Dangers to world economy include Europe's debt turmoil, deleveraging in the United States, and protectionist pressures
A FRAGILE economic recovery could see the world tip back into recession 'sooner than expected', says Tony Tan, deputy chairman of the Government of Singapore Investment Corp (GIC).
Dr Tan, also GIC's executive director and chairman of Singapore Press Holdings (SPH), told delegates at the Swiss Re Forum here yesterday that downside risks to the global economy have increased, highlighting three in particular: the debt turmoil in Europe, deleveraging in the United States, and protectionist pressures around the world.
'It will take a long time for the developed world to fully heal from this crisis,' Dr Tan said. 'The economic recovery, while real, is fragile and there is a risk that negative shocks could push the global economy towards a recession sooner than expected.'
Meanwhile, the developing economies will gain in economic importance and will expect more say on world affairs. 'The shift in economic power to the emerging world will likely increase geopolitical risks,' he said. 'Conflicts could also arise over access to natural resources.'
Investors, meanwhile, will have to place a larger proportion of their assets in emerging markets. 'Far from being a risky and perhaps optional part of their portfolios, emerging markets will become a core and unavoidable asset class in global portfolios,' he said.

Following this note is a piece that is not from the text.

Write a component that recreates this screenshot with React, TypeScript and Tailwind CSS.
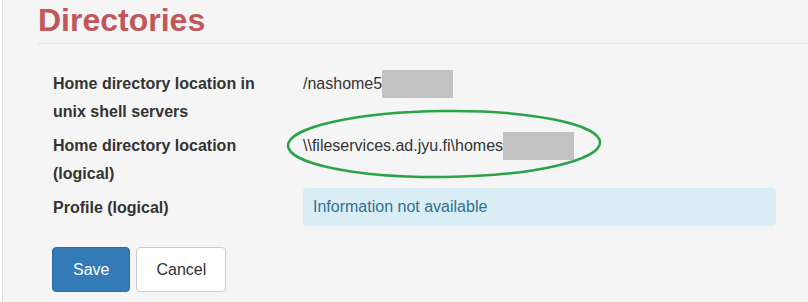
const rows = [
  { label: ['Home directory location in', 'unix shell servers'], value: '/nashome5' },
  { label: ['Home directory location', '(logical)'], value: '\\\\fileservices.ad.jyu.fi\\homes' },
]

export default function App() {
  return (
    <div className="h-[302px] w-[808px] overflow-hidden bg-white pl-[2px] font-['Liberation_Sans',Arial,sans-serif] text-[16px] text-[#333]">
      <div className="relative h-full border-l border-[#e3e3e3] bg-[#f5f5f5] pl-[35px]">
        <div className="border-b border-[#e2e2e2] pb-[5px] pt-[3px]">
          <h1 className="text-[32px] font-bold leading-[35px] text-[#c0575b]">Directories</h1>
        </div>

        <div className="mt-[26px] pl-[15px]">
          {rows.map((row, i) => (
            <div key={i} className={i > 0 ? 'mt-[6px] flex' : 'flex'}>
              <div className="w-[250px] font-bold leading-[28px]">
                {row.label.map((line) => (
                  <div key={line}>{line}</div>
                ))}
              </div>
              <div className="leading-[28px]">
                {row.value}
                <span className="inline-block h-[28px] w-[71px] bg-[#c2c2c2] align-top" />
              </div>
            </div>
          ))}

          <div className="flex">
            <div className="w-[250px] pt-[6px] font-bold leading-[28px]">Profile (logical)</div>
            <div className="w-[473px] rounded-[4px] bg-[#d9edf7] px-[10px] py-[5px] leading-[28px] text-[#31708f]">
              Information not available
            </div>
          </div>

          <div className="mt-[21px] flex gap-[6px] -ml-[1px]">
            <button className="h-[45px] rounded-[4px] border border-[#2e6da4] bg-[#337ab7] px-[20px] text-white">
              Save
            </button>
            <button className="h-[45px] rounded-[4px] border border-[#ccc] bg-white px-[19px] text-[#333]">
              Cancel
            </button>
          </div>
        </div>

        <svg className="absolute left-[279px] top-[107px]" width="324" height="74" viewBox="0 0 324 74">
          <ellipse
            cx="162"
            cy="37"
            rx="156"
            ry="33"
            fill="none"
            stroke="#2aa348"
            strokeWidth="2.5"
            transform="rotate(-0.6 162 37)"
          />
        </svg>
      </div>
    </div>
  )
}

But one major risk investors face is that the global recovery has so far been supported by extraordinarily benign government policies. 'Changes in policies or mistakes will thus have a significant impact on the global economic and financial environment,' Dr Tan said. 'A key challenge for policymakers is to properly time the withdrawal of unprecedented monetary and fiscal policies.'
However, governments will have to juggle exit policies with, in some cases, the pressing need to repair public finances. 'The challenge for policymakers in many developed economies will be to convince markets that they have credible plans to ensure sustainable public finances over the medium to long term, while minimising the negative short-term impact on growth,' Dr Tan said.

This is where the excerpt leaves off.